With attractive knotty characteristics, the Canadian-sourced Douglas contains fewer knots, though is more expensive.
One of the strongest homegrown softwoods, Douglas fir is known for being strong and is 60% more stiff and 40% harder than European redwood and with a high resin content, can be used untreated and remain durable.
Durability: Home-grown Douglas fir is classed as Slightly durable; Canadian-sourced is Moderately durable, with a density of 530 kg/m3.
Cost: £ (UK-home grown); or £££ (Canadian-sourced)
UK-grown British larch, sometimes called English larch, is markedly different to the slow-grown Siberian variety, with a light brown colour and frequent dark knots, though is less expensive.
British larch is perhaps best suited to rustic cladding profiles such as sawn feather edge or waney edge, and weathers to a silver-grey if left untreated.
Durability: British larch is classed as Slightly durable, with a density of 410kg/m3
Favoured by architects for its attractive patina, with creamy to warm colours, a tight grain and relatively few knots, Siberian larch is sourced from colder climates of Russia where it enjoys relatively slower growth through short summers and long winters.
With its slow growth and high density, Siberian larch makes it one of the hardest commercial softwoods available, making it a popular choice for external cladding.
Available with a wide range of finishes. Weathers to a striking silver grey if left untreated.
Durability: Siberian larch is classed as Moderately durable, with a density of 590kg/m3.
British western red cedar
Home-grown British western red cedar is very different to its Canadian counterpart, growing faster with a more rustic finish and more knots, plus is paler in colour and not as durable.
Weathers to a silver grey if left untreated.
Durability: British western red cedar is classed as Moderately durable, with a density of 360kg/m3.
Canadian western red cedar
With straight grains and an attractive mix of deep red/brown colours, Canadian western red cedar is regarded highly for its durability, colour and appearance.
A popular cladding choice, western red cedar grows slowly in the cold climate of Canada and as a result, creates stunning fine straight grains, generally with few knots.

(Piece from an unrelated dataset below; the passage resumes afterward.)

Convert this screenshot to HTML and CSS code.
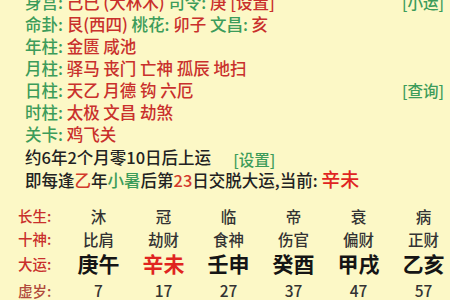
FILE: index.html
```html
<!DOCTYPE html>
<html lang="zh-CN">
<head>
<meta charset="utf-8">
<title>命盘</title>
<link rel="stylesheet" href="styles.css">
</head>
<body>
<div class="page">
  <div class="info">
    <div class="row"><span class="left"><span class="k">身宫:</span> <span class="v">己巳 (大林木)</span> <span class="k">司令:</span> <span class="v">庚</span> <span class="v">[设置]</span></span><span class="link">[小运]</span></div>
    <div class="row"><span class="left"><span class="k">命卦:</span> <span class="v">艮(西四)</span> <span class="k">桃花:</span> <span class="v">卯子</span> <span class="k">文昌:</span> <span class="v">亥</span></span></div>
    <div class="row"><span class="left"><span class="k">年柱:</span> <span class="v">金匮 咸池</span></span></div>
    <div class="row"><span class="left"><span class="k">月柱:</span> <span class="v">驿马 丧门 亡神 孤辰 地扫</span></span></div>
    <div class="row"><span class="left"><span class="k">日柱:</span> <span class="v">天乙 月德 钩 六厄</span></span><span class="link">[查询]</span></div>
    <div class="row"><span class="left"><span class="k">时柱:</span> <span class="v">太极 文昌 劫煞</span></span></div>
    <div class="row"><span class="left"><span class="k">关卡:</span> <span class="v">鸡飞关</span></span></div>
  </div>
  <div class="luck">
    <div class="line">约6年2个月零10日后上运<span class="set">[设置]</span></div>
    <div class="line">即每逢<span class="red">乙</span>年<span class="green">小暑</span>后第<span class="red">23</span>日交脱大运,当前: <span class="cur">辛未</span></div>
  </div>
  <div class="table">
    <div class="lab">长生:</div>
    <div class="cell">沐</div><div class="cell">冠</div><div class="cell">临</div><div class="cell">帝</div><div class="cell">衰</div><div class="cell">病</div>
    <div class="lab">十神:</div>
    <div class="cell">比肩</div><div class="cell">劫财</div><div class="cell">食神</div><div class="cell">伤官</div><div class="cell">偏财</div><div class="cell">正财</div>
    <div class="lab">大运:</div>
    <div class="cell big">庚午</div><div class="cell big now">辛未</div><div class="cell big">壬申</div><div class="cell big">癸酉</div><div class="cell big">甲戌</div><div class="cell big">乙亥</div>
    <div class="lab age-lab">虚岁:</div>
    <div class="cell age">7</div><div class="cell age">17</div><div class="cell age">27</div><div class="cell age">37</div><div class="cell age">47</div><div class="cell age">57</div>
  </div>
</div>
</body>
</html>
```

FILE: styles.css
```css
html, body {
  margin: 0;
  padding: 0;
  background: #fcf8c6;
  overflow: hidden;
}
body {
  width: 450px;
  height: 300px;
  font-family: "Noto Sans CJK SC", "Noto Sans", sans-serif;
  font-weight: 500;
}
.page {
  margin-top: -9px;
}
.info {
  padding-left: 25px;
  padding-right: 6px;
  font-size: 16.5px;
  line-height: 22px;
}
.row {
  display: flex;
  justify-content: space-between;
  white-space: nowrap;
}
.k { color: #3c9c5a; }
.v { color: #c9302c; }
.link {
  color: #3c9c5a;
  font-size: 15.5px;
}
.luck {
  padding-left: 25px;
  margin-top: 1px;
  font-size: 16.5px;
  line-height: 23px;
  color: #222;
  white-space: nowrap;
}
.set {
  color: #3c9c5a;
  font-size: 15.5px;
  line-height: 1;
  margin-left: 22px;
  vertical-align: -2px;
}
.red { color: #d23a2c; }
.green { color: #3c9c5a; }
.cur {
  color: #e0241f;
  font-size: 19px;
  line-height: 1;
}
.table {
  display: grid;
  grid-template-columns: 48px repeat(6, 65px);
  grid-template-rows: 23px 23px 26px 28px;
  padding-left: 18px;
  margin-top: 12px;
  align-items: center;
}
.lab {
  font-size: 14.5px;
  color: #c9302c;
}
.age-lab { color: #b04a3c; }
.cell {
  text-align: center;
  font-size: 15.5px;
  color: #333;
}
.big {
  font-size: 21px;
  font-weight: bold;
  color: #151515;
}
.big.now { color: #e0241f; }
.age { color: #333; }
```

Although a very lightweight timber, western red cedar is durable and naturally resistant to decay, making it an excellent choice for timber cladding.
Durability: Canadian western red cedar is classed as Durable, with a density of 390kg/m3
European Oak has been used for many years as a traditional and rustic finish, yet with relatively few knots, also lends itself well to a contemporary look. Left untreated Oak will weather to a subtle silver/grey.

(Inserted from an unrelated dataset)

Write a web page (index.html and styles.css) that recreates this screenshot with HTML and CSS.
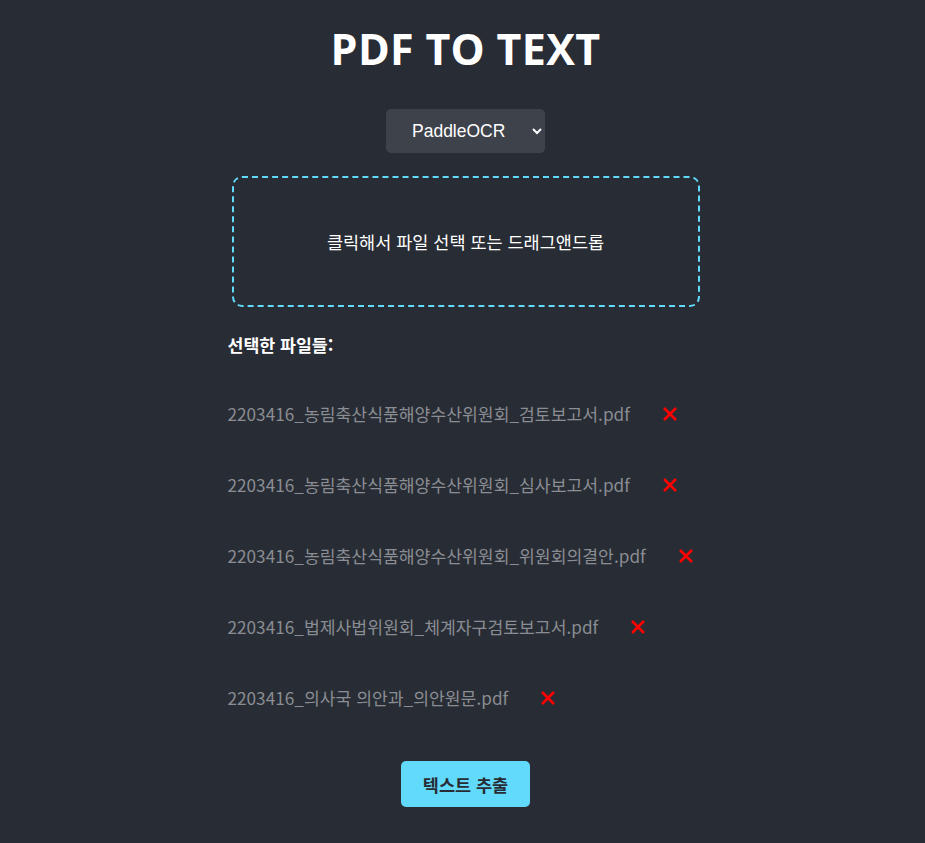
FILE: index.html
```html
<!DOCTYPE html>
<html lang="ko">
<head>
<meta charset="utf-8">
<link rel="stylesheet" href="styles.css">
</head>
<body>
<main class="app">
  <h1 class="title">PDF TO TEXT</h1>
  <select class="engine">
    <option>PaddleOCR</option>
  </select>
  <div class="dropzone">클릭해서 파일 선택 또는 드래그앤드롭</div>
  <section class="files">
    <h3 class="files-title">선택한 파일들:</h3>
    <ul class="file-list">
      <li class="file"><span class="name">2203416_농림축산식품해양수산위원회_검토보고서.pdf</span><button class="remove"><svg viewBox="0 0 16 16" width="16" height="16"><path d="M2 2L14 14M14 2L2 14" stroke="#ff0000" stroke-width="2.6"/></svg></button></li>
      <li class="file"><span class="name">2203416_농림축산식품해양수산위원회_심사보고서.pdf</span><button class="remove"><svg viewBox="0 0 16 16" width="16" height="16"><path d="M2 2L14 14M14 2L2 14" stroke="#ff0000" stroke-width="2.6"/></svg></button></li>
      <li class="file"><span class="name">2203416_농림축산식품해양수산위원회_위원회의결안.pdf</span><button class="remove"><svg viewBox="0 0 16 16" width="16" height="16"><path d="M2 2L14 14M14 2L2 14" stroke="#ff0000" stroke-width="2.6"/></svg></button></li>
      <li class="file"><span class="name">2203416_법제사법위원회_체계자구검토보고서.pdf</span><button class="remove"><svg viewBox="0 0 16 16" width="16" height="16"><path d="M2 2L14 14M14 2L2 14" stroke="#ff0000" stroke-width="2.6"/></svg></button></li>
      <li class="file"><span class="name">2203416_의사국 의안과_의안원문.pdf</span><button class="remove"><svg viewBox="0 0 16 16" width="16" height="16"><path d="M2 2L14 14M14 2L2 14" stroke="#ff0000" stroke-width="2.6"/></svg></button></li>
    </ul>
  </section>
  <button class="extract">텍스트 추출</button>
</main>
</body>
</html>
```
FILE: styles.css
```css
html, body {
  margin: 0;
  padding: 0;
  background: #282c34;
  min-height: 100%;
}
body {
  font-family: "Open Sans", "Noto Sans CJK KR", sans-serif;
  color: #ffffff;
  padding-left: 6px;
}
.app {
  display: flex;
  flex-direction: column;
  align-items: center;
  padding-top: 21px;
}
.title {
  margin: 0;
  font-family: "Open Sans", sans-serif;
  font-weight: 700;
  font-size: 43px;
  line-height: 56px;
  letter-spacing: 0.3px;
}
.engine {
  margin-top: 32px;
  width: 159px;
  height: 44px;
  background: #3e424b;
  color: #ffffff;
  border: none;
  border-radius: 5px;
  font-family: "Liberation Sans", Arial, sans-serif;
  font-size: 17.5px;
  padding: 0 10px 0 22px;
}
.dropzone {
  margin-top: 23px;
  box-sizing: border-box;
  width: 468px;
  height: 131px;
  border: 2px dashed #61dafb;
  border-radius: 10px;
  display: flex;
  align-items: center;
  justify-content: center;
  font-family: "Noto Sans CJK KR", sans-serif;
  font-size: 17.5px;
  padding-bottom: 1px;
}
.files {
  width: 476px;
  margin-top: 23px;
}
.files-title {
  margin: 0;
  font-family: "Noto Sans CJK KR", sans-serif;
  font-weight: 700;
  font-size: 17.3px;
  line-height: 30px;
}
.file-list {
  list-style: none;
  margin: 0;
  padding: 41px 0 0 0;
  display: flex;
  flex-direction: column;
  gap: 47px;
}
.file {
  display: flex;
  align-items: center;
  height: 24px;
}
.name {
  color: #8a8d93;
  font-family: "Noto Sans CJK KR", sans-serif;
  font-size: 17.2px;
  white-space: nowrap;
}
.remove {
  margin-left: 32px;
  margin-top: 2px;
  background: none;
  border: none;
  padding: 0;
  display: flex;
  cursor: pointer;
}
.extract {
  margin-top: 52px;
  width: 129px;
  height: 46px;
  background: #61dafb;
  color: #282c34;
  border: none;
  border-radius: 5px;
  font-family: "Noto Sans CJK KR", sans-serif;
  font-weight: 700;
  font-size: 17.5px;
}
```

Durability: European oak is classed as Highly durable, with a density of 700kg/m3 when kiln dried.
A popular alternative to pressure treated softwood, Thermowood is a heat-treated softwood, produced through chemical-free heating to ~200°C. Subjecting the timber to heat treatment alters the chemical structural within the timber, darkening the timber to a darker brown, while drying it out and removing resin.
The result is a dimensionally stable and more durable softwood, suited to external cladding applications.
Durability: Thermowood is classed as Durable, with a density of 350 – 480 kg/m3.
There has been an explosion of composite exterior cladding options, providing a wide choice for your garden room. These may take the form of a plastic composite or be made from recycled materials – providing greater eco credentials.
Providing a consistent engineered solution and available in a wide range of colours and styles, composite cladding can provide a sleek and highly durable option that will not weather over time.
For many, the choice of timber or composite is a personal preference. But there may be other factors to assist in your decision making, as the material cost is greater than timber, plus you will require the necessary cladding trims from the manufacturer (corners, window reveals etc). You may also require aluminium battens from which to affix or hang your cladding from – manufacturer dependent.
Durability: Highly durable.
Cost: ££ to £££
So whatever your budget or preference, each timber species has its own unique characteristics and charm, helping form a natural attachment to the surroundings which will change over the hours, days and seasons – and always a welcome addition to any garden room.